Our world is not as simple as its portrayal in printed words or on TV screens. On the other hand, the Cold War is pretty much over at this point, so this is just history - just like TWA and Pan Am, which seemed to fade away as the Cold War itself did.

Remember that oil exporters also buy a/c (see Emirates).

And the high value of air travel makes it likely that it will see smaller proportional declines than oil for home heating or commuting to work via car.

A 20% (23% when delivered is my guess) savings in fuel per seat-mile plus a 25% contraction in the industry (with air travel being a higher priority use), make for a decent new a/c market when world oil production is down to, say, 65 million b/day from today's ~85 million.

Certainly. the 787 was the right move for Boeing !

Best Hopes,

Alan

PS; A "go slow" a/c that cruises at, say, 350 mph, is another possible twist on technology for better fuel economy post-Peak Oil. New engines and wings would be required for such a concept.

My own guess is that the market will be better for smaller planes. A large plane is only economical if you fill all of the seats. If you can only fill half of the seats for a given route, then you lose money bigtime.

With smaller planes, an airline will have more flexibility in running more or fewer flights as the demand changes.

The 350mph type of aircraft is an interesting idea, and would be a natural fit for regional airlines where the flight time isn't that great to begin with in comparison to the time spent on takeoff/approach/taxiing/etc.

Let's just say that I think the number of passengers flying world wide in 10 years will very significantly lower than it is today - 66% or 75% or 90% lower.

Those nations with oil (or access to oil, like Singapore) are much more likely to dominate air traffic - the same way I expect nations with access to natural gas to dominate the fertilizer industry.

Fertilizer is a higher value product than LNG, by many measures.

We are still oriented to keeping our current systems running, hence the massive investment in LNG or in fuel efficient aircraft, and not rail. I don't believe it will be possible to keep such fossil fueled systems functioning at the same scale as today, at peak. This conflict is pretty much at the core of my interest in peak oil. Can we change before circumstances cause change anyways? At least in the case of America, the answer seems to remain no.
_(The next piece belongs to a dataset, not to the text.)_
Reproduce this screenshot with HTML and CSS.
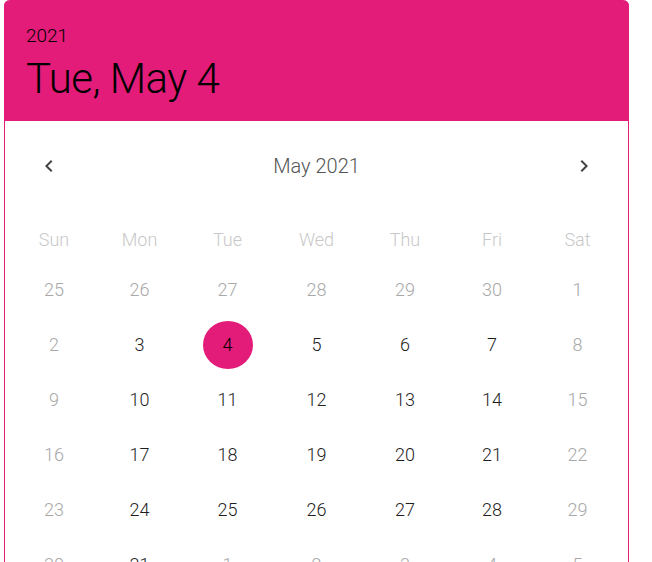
FILE: index.html
```html
<!DOCTYPE html>
<html lang="en">
<head>
    <meta charset="UTF-8">
    <meta name="viewport" content="width=device-width, initial-scale=1.0">
    <title>Date picker</title>
    <link rel="stylesheet" href="styles.css">
</head>
<body>
    <div class="picker">
        <div class="picker-header">
            <span class="picker-year">2021</span>
            <span class="picker-date">Tue, May 4</span>
        </div>

        <div class="month-nav">
            <button class="nav-btn" aria-label="Previous month">
                <svg viewBox="0 0 24 24" width="24" height="24"><path d="M15.41 7.41 14 6l-6 6 6 6 1.41-1.41L10.83 12z"/></svg>
            </button>
            <span class="month-label">May 2021</span>
            <button class="nav-btn" aria-label="Next month">
                <svg viewBox="0 0 24 24" width="24" height="24"><path d="M10 6 8.59 7.41 13.17 12l-4.58 4.59L10 18l6-6z"/></svg>
            </button>
        </div>

        <div class="week-row">
            <span>Sun</span><span>Mon</span><span>Tue</span><span>Wed</span><span>Thu</span><span>Fri</span><span>Sat</span>
        </div>

        <div class="days">
            <span class="day muted">25</span><span class="day muted">26</span><span class="day muted">27</span><span class="day muted">28</span><span class="day muted">29</span><span class="day muted">30</span><span class="day muted">1</span>
            <span class="day muted">2</span><span class="day">3</span><span class="day selected"><b>4</b></span><span class="day">5</span><span class="day">6</span><span class="day">7</span><span class="day muted">8</span>
            <span class="day muted">9</span><span class="day">10</span><span class="day">11</span><span class="day">12</span><span class="day">13</span><span class="day">14</span><span class="day muted">15</span>
            <span class="day muted">16</span><span class="day">17</span><span class="day">18</span><span class="day">19</span><span class="day">20</span><span class="day">21</span><span class="day muted">22</span>
            <span class="day muted">23</span><span class="day">24</span><span class="day">25</span><span class="day">26</span><span class="day">27</span><span class="day">28</span><span class="day muted">29</span>
            <span class="day muted">30</span><span class="day">31</span><span class="day muted">1</span><span class="day muted">2</span><span class="day muted">3</span><span class="day muted">4</span><span class="day muted">5</span>
        </div>
    </div>
</body>
</html>
```

FILE: styles.css
```css
* {
    box-sizing: border-box;
}

body {
    margin: 0;
    padding: 0 0 0 4px;
    font-family: Roboto, "Liberation Sans", sans-serif;
    background-color: #ffffff;
    height: 562px;
    overflow: hidden;
}

.picker {
    width: 625px;
    border: 1px solid #e31c79;
    border-top: none;
    border-radius: 6px 6px 0 0;
    background-color: #ffffff;
}

.picker-header {
    height: 121px;
    margin: 0 -1px;
    padding: 26px 22px 0;
    background-color: #e31c79;
    border-radius: 6px 6px 0 0;
    color: #000000;
    display: flex;
    flex-direction: column;
}

.picker-year {
    font-size: 19px;
    line-height: 20px;
    font-weight: 300;
}

.picker-date {
    margin-top: 9px;
    font-size: 42px;
    line-height: 48px;
    font-weight: 300;
    letter-spacing: -0.5px;
}

.month-nav {
    margin-top: 25px;
    height: 40px;
    padding: 0 30px;
    display: flex;
    align-items: center;
    justify-content: space-between;
}

.nav-btn {
    width: 28px;
    height: 28px;
    padding: 0;
    border: none;
    background: none;
    display: flex;
    align-items: center;
    justify-content: center;
    cursor: pointer;
}

.nav-btn svg {
    fill: #444444;
}

.month-label {
    font-size: 20px;
    font-weight: 300;
    color: #555555;
}

.week-row,
.days {
    display: grid;
    grid-template-columns: 84px 87px 89px 89px 88px 86px 85px;
    padding: 0 8px 0 7px;
}

.week-row {
    margin-top: 30px;
    height: 46px;
    align-items: center;
}

.week-row span {
    text-align: center;
    font-size: 18px;
    font-weight: 300;
    color: #c8c8c8;
}

.day {
    height: 55px;
    display: flex;
    align-items: center;
    justify-content: center;
    font-size: 18px;
    font-weight: 300;
    color: #1e1e1e;
}

.day.muted {
    color: #a8a8a8;
}

.day.selected b {
    width: 50px;
    height: 48px;
    border-radius: 50%;
    background-color: #e31c79;
    color: #000000;
    font-weight: 300;
    display: flex;
    align-items: center;
    justify-content: center;
}
```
British Airways has announced that the propose to invest £2billion (about $4 billion) in renewing an expanding their long haul fleet. As De Gaulle put it when Johnston bombed Hanoi "The worst war to wage is the war on stupidity". Long haul is travel is the most price elastic transport segment. Mainly tourist traffic, it's price elasticity is about 2, I.i.e. a 10% increase in fares causes a 20% drop in traffic. Let's suppose that fuel prices double. That's 25% on fares and -50% on traffic. Sure airlines in oil exporting countriees will compete very aggressively but the likes of the large western airlines face very, very rough times. And the pension funds are already in heavy deficit.

Bring back Propellors which have a fuel efficiency much greater than jets.

from the WSJ, April 28

One puzzling aspect of yesterday's report was exports, which declined 1.2% in the first three months of the year, compared with a rise of 10.6% in the fourth quarter of last year.

The counterbalance to the housing weakness is now itself weakened.